How many lines in the entries below contain "components"? Answer with the number only.

- _Supplied records_:

--- --- ---

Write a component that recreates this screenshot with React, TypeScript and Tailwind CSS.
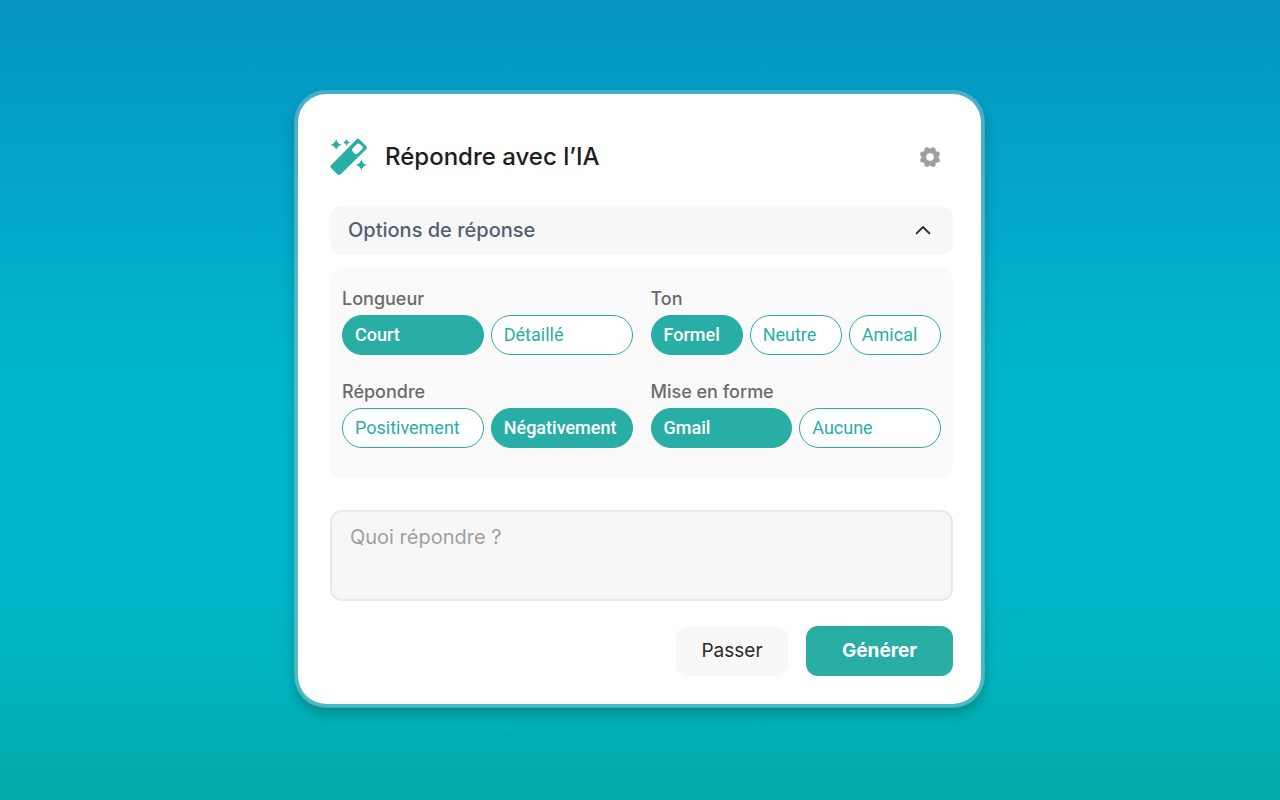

--- --- ---

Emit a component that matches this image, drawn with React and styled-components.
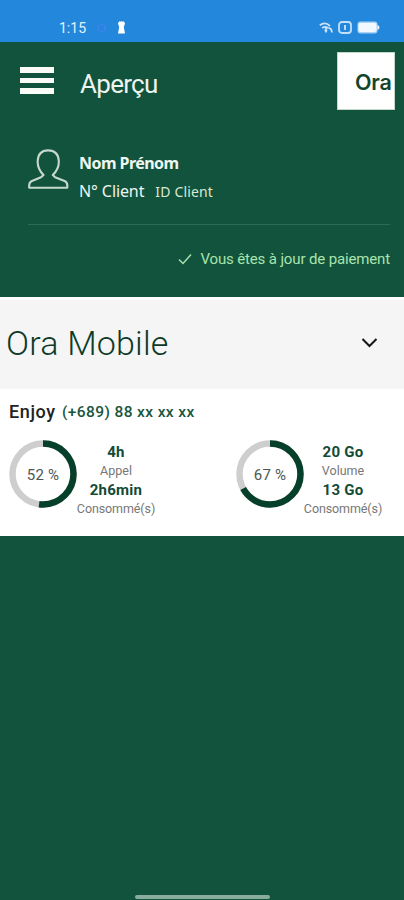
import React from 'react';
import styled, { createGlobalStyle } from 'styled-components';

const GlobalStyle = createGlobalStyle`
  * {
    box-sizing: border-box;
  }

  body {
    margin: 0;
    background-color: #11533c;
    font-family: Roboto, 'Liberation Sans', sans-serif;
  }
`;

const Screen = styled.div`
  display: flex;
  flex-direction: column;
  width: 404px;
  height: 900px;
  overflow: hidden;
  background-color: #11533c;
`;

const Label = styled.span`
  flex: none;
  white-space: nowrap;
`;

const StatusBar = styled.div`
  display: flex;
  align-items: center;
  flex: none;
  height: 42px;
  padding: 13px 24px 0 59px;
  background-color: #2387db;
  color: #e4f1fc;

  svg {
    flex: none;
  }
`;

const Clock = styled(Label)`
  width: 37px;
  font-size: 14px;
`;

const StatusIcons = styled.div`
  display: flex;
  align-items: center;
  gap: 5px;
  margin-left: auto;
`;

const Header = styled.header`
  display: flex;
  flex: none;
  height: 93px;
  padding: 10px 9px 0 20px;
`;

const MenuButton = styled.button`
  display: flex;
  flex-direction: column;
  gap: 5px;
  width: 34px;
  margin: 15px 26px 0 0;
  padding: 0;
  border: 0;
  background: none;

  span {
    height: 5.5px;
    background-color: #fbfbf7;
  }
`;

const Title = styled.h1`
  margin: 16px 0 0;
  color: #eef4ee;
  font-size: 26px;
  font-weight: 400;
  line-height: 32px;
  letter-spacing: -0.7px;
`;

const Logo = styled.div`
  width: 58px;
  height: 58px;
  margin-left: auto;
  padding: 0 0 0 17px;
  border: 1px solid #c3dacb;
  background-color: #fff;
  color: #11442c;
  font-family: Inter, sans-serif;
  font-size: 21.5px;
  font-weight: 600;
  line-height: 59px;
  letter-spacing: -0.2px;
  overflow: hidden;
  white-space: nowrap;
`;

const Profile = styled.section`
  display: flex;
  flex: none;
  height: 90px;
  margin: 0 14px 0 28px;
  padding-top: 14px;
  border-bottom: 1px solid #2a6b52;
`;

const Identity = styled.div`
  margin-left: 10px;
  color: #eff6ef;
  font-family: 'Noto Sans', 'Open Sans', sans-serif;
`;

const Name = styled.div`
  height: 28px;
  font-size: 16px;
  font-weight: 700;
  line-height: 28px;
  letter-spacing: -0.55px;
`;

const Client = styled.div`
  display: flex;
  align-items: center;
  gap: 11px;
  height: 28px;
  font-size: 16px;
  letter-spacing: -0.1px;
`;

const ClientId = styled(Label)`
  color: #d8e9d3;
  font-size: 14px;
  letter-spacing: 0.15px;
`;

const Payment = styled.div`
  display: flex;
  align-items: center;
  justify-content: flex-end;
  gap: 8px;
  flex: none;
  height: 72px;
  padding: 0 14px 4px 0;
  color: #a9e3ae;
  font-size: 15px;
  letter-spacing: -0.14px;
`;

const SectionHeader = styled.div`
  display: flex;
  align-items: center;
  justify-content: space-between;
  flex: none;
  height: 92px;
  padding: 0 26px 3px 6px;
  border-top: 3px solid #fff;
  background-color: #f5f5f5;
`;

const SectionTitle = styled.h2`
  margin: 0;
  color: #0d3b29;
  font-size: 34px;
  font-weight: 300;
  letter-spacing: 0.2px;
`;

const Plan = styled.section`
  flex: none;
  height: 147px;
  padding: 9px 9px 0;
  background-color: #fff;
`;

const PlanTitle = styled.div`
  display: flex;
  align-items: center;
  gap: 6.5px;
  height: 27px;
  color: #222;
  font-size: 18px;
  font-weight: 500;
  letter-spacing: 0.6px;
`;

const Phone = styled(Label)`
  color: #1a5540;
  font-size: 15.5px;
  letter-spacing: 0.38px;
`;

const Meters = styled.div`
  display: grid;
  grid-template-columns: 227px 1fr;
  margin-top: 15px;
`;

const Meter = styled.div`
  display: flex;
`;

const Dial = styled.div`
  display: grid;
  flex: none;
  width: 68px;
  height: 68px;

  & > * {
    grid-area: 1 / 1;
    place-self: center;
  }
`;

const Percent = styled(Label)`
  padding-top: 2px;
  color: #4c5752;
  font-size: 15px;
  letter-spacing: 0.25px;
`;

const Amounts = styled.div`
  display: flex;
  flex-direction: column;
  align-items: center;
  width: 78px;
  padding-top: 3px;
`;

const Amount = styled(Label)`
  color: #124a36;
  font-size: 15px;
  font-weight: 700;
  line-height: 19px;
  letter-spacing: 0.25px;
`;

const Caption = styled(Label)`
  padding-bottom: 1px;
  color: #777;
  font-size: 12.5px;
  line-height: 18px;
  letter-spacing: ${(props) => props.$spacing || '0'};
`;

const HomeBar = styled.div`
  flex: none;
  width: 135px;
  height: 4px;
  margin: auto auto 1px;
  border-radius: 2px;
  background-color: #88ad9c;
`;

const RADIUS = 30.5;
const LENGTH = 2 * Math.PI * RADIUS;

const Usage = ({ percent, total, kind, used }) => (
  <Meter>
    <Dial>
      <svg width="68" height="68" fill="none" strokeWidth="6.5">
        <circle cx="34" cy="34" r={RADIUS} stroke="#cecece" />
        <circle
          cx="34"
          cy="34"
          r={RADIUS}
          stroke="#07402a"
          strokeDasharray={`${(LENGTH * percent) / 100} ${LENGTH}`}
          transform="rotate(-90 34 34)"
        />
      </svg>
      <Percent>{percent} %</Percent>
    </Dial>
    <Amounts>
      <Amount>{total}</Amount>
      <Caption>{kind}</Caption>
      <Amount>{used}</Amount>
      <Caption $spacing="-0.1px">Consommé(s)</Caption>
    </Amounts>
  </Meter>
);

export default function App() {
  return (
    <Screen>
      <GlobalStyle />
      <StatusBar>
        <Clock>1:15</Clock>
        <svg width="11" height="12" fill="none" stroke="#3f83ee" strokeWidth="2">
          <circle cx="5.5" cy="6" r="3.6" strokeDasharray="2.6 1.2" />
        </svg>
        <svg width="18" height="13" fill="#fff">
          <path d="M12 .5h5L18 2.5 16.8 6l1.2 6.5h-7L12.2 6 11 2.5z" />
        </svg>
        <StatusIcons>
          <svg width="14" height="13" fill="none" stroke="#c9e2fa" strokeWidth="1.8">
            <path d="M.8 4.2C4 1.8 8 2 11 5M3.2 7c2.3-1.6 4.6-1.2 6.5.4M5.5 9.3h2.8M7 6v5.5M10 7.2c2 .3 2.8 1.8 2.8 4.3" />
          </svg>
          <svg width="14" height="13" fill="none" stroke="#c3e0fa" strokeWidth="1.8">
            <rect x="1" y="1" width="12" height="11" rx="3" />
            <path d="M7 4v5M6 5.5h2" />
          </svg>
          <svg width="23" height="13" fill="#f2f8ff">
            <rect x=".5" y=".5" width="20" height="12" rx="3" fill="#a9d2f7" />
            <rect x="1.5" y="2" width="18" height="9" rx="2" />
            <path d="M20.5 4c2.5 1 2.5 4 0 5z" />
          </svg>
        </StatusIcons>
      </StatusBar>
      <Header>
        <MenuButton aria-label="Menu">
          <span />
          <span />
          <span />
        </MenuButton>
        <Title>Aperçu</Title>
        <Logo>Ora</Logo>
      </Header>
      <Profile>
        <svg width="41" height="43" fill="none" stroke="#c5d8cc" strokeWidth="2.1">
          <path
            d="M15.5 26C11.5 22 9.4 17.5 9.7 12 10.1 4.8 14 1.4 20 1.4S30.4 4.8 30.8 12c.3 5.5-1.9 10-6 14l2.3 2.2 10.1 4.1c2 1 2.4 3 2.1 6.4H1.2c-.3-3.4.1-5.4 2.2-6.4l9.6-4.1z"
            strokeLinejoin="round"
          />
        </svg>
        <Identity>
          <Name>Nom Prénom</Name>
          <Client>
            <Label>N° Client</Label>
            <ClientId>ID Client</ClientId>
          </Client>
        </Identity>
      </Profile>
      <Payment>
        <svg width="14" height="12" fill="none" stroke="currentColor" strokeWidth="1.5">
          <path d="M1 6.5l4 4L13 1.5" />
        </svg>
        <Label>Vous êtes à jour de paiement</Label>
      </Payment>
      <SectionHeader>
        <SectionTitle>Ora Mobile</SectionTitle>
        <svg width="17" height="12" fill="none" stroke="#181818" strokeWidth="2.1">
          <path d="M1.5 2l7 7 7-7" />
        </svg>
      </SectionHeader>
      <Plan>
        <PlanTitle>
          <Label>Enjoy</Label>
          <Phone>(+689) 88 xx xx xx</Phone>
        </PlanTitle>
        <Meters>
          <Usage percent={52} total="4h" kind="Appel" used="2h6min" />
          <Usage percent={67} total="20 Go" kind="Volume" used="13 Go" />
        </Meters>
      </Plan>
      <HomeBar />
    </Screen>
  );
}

--- --- ---

- _Full response_: 2